Eat, Pray, Love

India is a land of many, many contradictions. Since ancient times foreigners have been fascinated by India who have come here to find themselves, or religion, or something equally important.

Continuing with this tradition, writer & journalist Elizabeth Gilbert travelled to India during a difficult period in her personal life in an attempt to find herself, spirituality and love. Her memoires are published in her highly successful & acclaimed 2006 spiritual travelogue named “Eat, Pray, Love” (the book was on the New York Times Best Seller list for 110 weeks).

A few days ago, Hollywood star Julia Roberts arrived in India to shoot Ryan Murphy’s screenplay adaptation of the book. The filming of the movie is taking place at “Ashram Harimandir” in Pataudi, Haryana – 40 Km from Gurgaon. The Ashram is a picturesque 25-acre campus, which houses a temple, an educational institution for higher learning, residences for students & an old persons’ home.

Despite the fascination India holds for foreigners and its reputation for being a destination where one can find piece of mind, spirit and body; Indians seem to find their own country as a place where they lose themselves in the daily humdrum of life and living. We are so busy with our daily lives that we don’t question contradictions and idiosyncrasies in our systems and behaviours.

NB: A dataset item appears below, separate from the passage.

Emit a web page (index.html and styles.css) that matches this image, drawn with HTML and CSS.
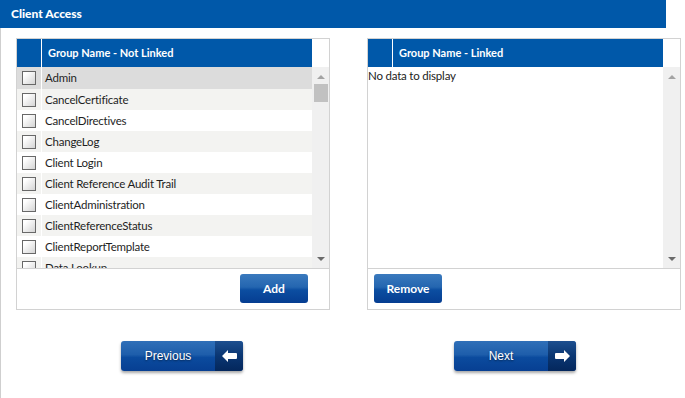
FILE: index.html
```html
<!DOCTYPE html>
<html lang="en">
<head>
  <meta charset="UTF-8" />
  <title>Client Access</title>
  <link rel="stylesheet" href="styles.css">
</head>
<body>
  <div class="title-bar">Client Access</div>

  <div class="content">
    <div class="lists">
      <!-- not linked groups -->
      <div class="panel">
        <div class="grid-head">
          <div class="head-chk"></div>
          <div class="head-name">Group Name - Not Linked</div>
          <div class="head-gap"></div>
        </div>
        <div class="grid-body">
          <div class="rows">
            <div class="row selected"><div class="cell-chk"><span class="chk"></span></div><div class="cell-name">Admin</div></div>
            <div class="row"><div class="cell-chk"><span class="chk"></span></div><div class="cell-name">CancelCertificate</div></div>
            <div class="row"><div class="cell-chk"><span class="chk"></span></div><div class="cell-name">CancelDirectives</div></div>
            <div class="row"><div class="cell-chk"><span class="chk"></span></div><div class="cell-name">ChangeLog</div></div>
            <div class="row"><div class="cell-chk"><span class="chk"></span></div><div class="cell-name">Client Login</div></div>
            <div class="row"><div class="cell-chk"><span class="chk"></span></div><div class="cell-name">Client Reference Audit Trail</div></div>
            <div class="row"><div class="cell-chk"><span class="chk"></span></div><div class="cell-name">ClientAdministration</div></div>
            <div class="row"><div class="cell-chk"><span class="chk"></span></div><div class="cell-name">ClientReferenceStatus</div></div>
            <div class="row"><div class="cell-chk"><span class="chk"></span></div><div class="cell-name">ClientReportTemplate</div></div>
            <div class="row"><div class="cell-chk"><span class="chk"></span></div><div class="cell-name">Data Lookup</div></div>
          </div>
          <div class="vscroll">
            <span class="arrow-up"></span>
            <div class="track"><span class="thumb"></span></div>
            <span class="arrow-down"></span>
          </div>
        </div>
        <div class="panel-foot foot-right">
          <button class="btn">Add</button>
        </div>
      </div>

      <!-- linked groups -->
      <div class="panel">
        <div class="grid-head">
          <div class="head-chk"></div>
          <div class="head-name">Group Name - Linked</div>
          <div class="head-gap"></div>
        </div>
        <div class="grid-body">
          <div class="rows">
            <div class="empty">No data to display</div>
          </div>
          <div class="vscroll">
            <span class="arrow-up"></span>
            <div class="track"></div>
            <span class="arrow-down"></span>
          </div>
        </div>
        <div class="panel-foot">
          <button class="btn">Remove</button>
        </div>
      </div>
    </div>

    <div class="nav">
      <button class="nav-btn">
        <span class="nav-label">Previous</span>
        <span class="nav-icon">
          <svg width="15" height="12" viewBox="0 0 15 12"><path d="M0 6 L6 0 L6 3 L14 3 Q15 3 15 4 L15 8 Q15 9 14 9 L6 9 L6 12 Z" fill="#fff"/></svg>
        </span>
      </button>
      <button class="nav-btn">
        <span class="nav-label">Next</span>
        <span class="nav-icon">
          <svg width="15" height="12" viewBox="0 0 15 12"><path d="M15 6 L9 0 L9 3 L1 3 Q0 3 0 4 L0 8 Q0 9 1 9 L9 9 L9 12 Z" fill="#fff"/></svg>
        </span>
      </button>
    </div>
  </div>
</body>
</html>
```

FILE: styles.css
```css
/* page frame */
body {
  margin: 0;
  font-family: Lato, "Open Sans", sans-serif;
  font-size: 12px;
  color: #1e1e1e;
  background: #fff;
}

.title-bar {
  width: 655px;
  height: 28px;
  line-height: 28px;
  padding-left: 11px;
  background: #0058a9;
  color: #fff;
  font-weight: 900;
  font-size: 12px;
}

.content {
  border-left: 1px solid #cfcfcf;
  min-height: calc(100vh - 28px);
  box-sizing: border-box;
  padding: 10px 0 0 15px;
}

.lists {
  display: flex;
  gap: 37px;
}

/* grid panels */
.panel {
  width: 314px;
  border: 1px solid #d2d2d2;
  box-sizing: border-box;
}

.grid-head {
  display: flex;
  height: 28px;
}

.head-chk {
  width: 24px;
  background: #0058a9;
  border-right: 1px solid #fff;
}

.head-name {
  width: 264px;
  padding-left: 6px;
  background: #0058a9;
  color: #fff;
  font-weight: bold;
  font-size: 11px;
  line-height: 28px;
}

.head-gap {
  width: 17px;
  background: #fff;
}

.grid-body {
  display: flex;
  height: 201px;
  border-bottom: 1px solid #d2d2d2;
}

.rows {
  width: 295px;
  overflow: hidden;
}

.row {
  display: flex;
  height: 21px;
}

.row:first-child {
  height: 22px;
}

.row:nth-child(even) {
  background: #f3f3f1;
}

.row.selected {
  background: #dcdcdc;
}

.cell-chk {
  width: 24px;
  border-right: 1px solid #fff;
  display: flex;
  align-items: center;
  justify-content: center;
}

.chk {
  width: 12px;
  height: 12px;
  border: 1px solid #686868;
  background: linear-gradient(135deg, #ffffff 20%, #d4d4d4 100%);
}

.cell-name {
  flex: 1;
  padding-left: 3px;
  line-height: 22px;
  font-size: 11.5px;
  letter-spacing: -0.2px;
  white-space: nowrap;
}

.empty {
  line-height: 17px;
  font-size: 11.5px;
  letter-spacing: -0.2px;
  color: #222;
}

/* fake scrollbar */
.vscroll {
  width: 17px;
  background: #f0f0f0;
  display: flex;
  flex-direction: column;
  align-items: center;
}

.arrow-up,
.arrow-down {
  width: 0;
  height: 0;
  border-left: 4px solid transparent;
  border-right: 4px solid transparent;
}

.arrow-up {
  margin-top: 8px;
  border-bottom: 4px solid #a3a3a3;
}

.arrow-down {
  margin-bottom: 7px;
  border-top: 4px solid #6a6a6a;
}

.track {
  flex: 1;
  width: 100%;
  padding-top: 5px;
  display: flex;
  justify-content: center;
}

.thumb {
  width: 14px;
  height: 18px;
  background: #c1c1c1;
}

.panel-foot {
  height: 40px;
  padding: 5px 0 0 6px;
  box-sizing: border-box;
}

.foot-right {
  display: flex;
  justify-content: flex-end;
  padding: 5px 21px 0 0;
}

.btn {
  width: 68px;
  height: 29px;
  border: none;
  border-radius: 3px;
  color: #fff;
  font-family: Lato, "Open Sans", sans-serif;
  font-size: 12px;
  font-weight: bold;
  background: linear-gradient(#3a79bd 0%, #2466b0 45%, #0c4ea1 55%, #053d91 100%);
  cursor: pointer;
}

/* previous / next */
.nav {
  display: flex;
  gap: 211px;
  padding: 31px 0 0 105px;
}

.nav-btn {
  display: flex;
  width: 122px;
  height: 30px;
  padding: 0;
  border: none;
  border-radius: 3px;
  overflow: hidden;
  background: linear-gradient(#2f6fb8 0%, #1e5eab 45%, #0b4b9e 55%, #073f92 100%);
  box-shadow: 0 2px 3px rgba(0, 0, 0, 0.35);
  cursor: pointer;
}

.nav-label {
  flex: 1;
  line-height: 30px;
  color: #fff;
  font-family: "Liberation Sans", Arial, sans-serif;
  font-size: 12px;
  text-shadow: 0 1px 2px rgba(0, 0, 0, 0.5);
}

.nav-icon {
  width: 28px;
  display: flex;
  align-items: center;
  justify-content: center;
  background: linear-gradient(#1d4f8f 0%, #0a3672 50%, #04275c 100%);
}
```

Included in this contradiction is the decision of the Ashram authorities to shut the educational institution for a period of 2-3 weeks for the filming of the movie. The authorities of the educational institution seem to have forgotten that their primary job is to teach the students and to prepare them with life skills relevant to their chosen fields of specialization. In turn students also devote significant time and effort mastering the syllabi and sharpening their skills. The closing of the institution for something as trivial as a filming of a movie seems to be an extreme injustice to the students. This is specially so when the primary argument given by almost all educational institutions in India – for not changing/ improving existing teaching learning practices and/or adopting best practice – is work overload and paucity of time.

How is it that work overload and unavailability of time are not factors considered while making the decision to suspend classes? In recent months, a number of schools have temporarily suspended classes – some of them being the most prestigious and best in India – as a precautionary measure against H1N1 (Swine Flu). Now, closure of an educational institution as a precaution against swine flu makes perfect sense – but this does not take away the schools responsibility to take measures to compensate for lost time. Most schools, especially when it comes to their senior school and students who will be sitting for the external board exams, will put in a programme which will make up for lost time. This brings me to the point that I would like to make – where there is a will, there is a way and where there is a need, solutions are found and in these situations constraints are not impediments but catalysts for creative solutions. When it comes to our education system, we need to recognise the dire need for bringing about positive change to make the system more relevant to the requirements of the 21st century (there is an urgent need and ways to address the need must be found). Mr. Kapil Sibal’s reform push have provided the thrust for change; the other stakeholders now must to do their bit to ensure that there is a positive outcome to these initiatives.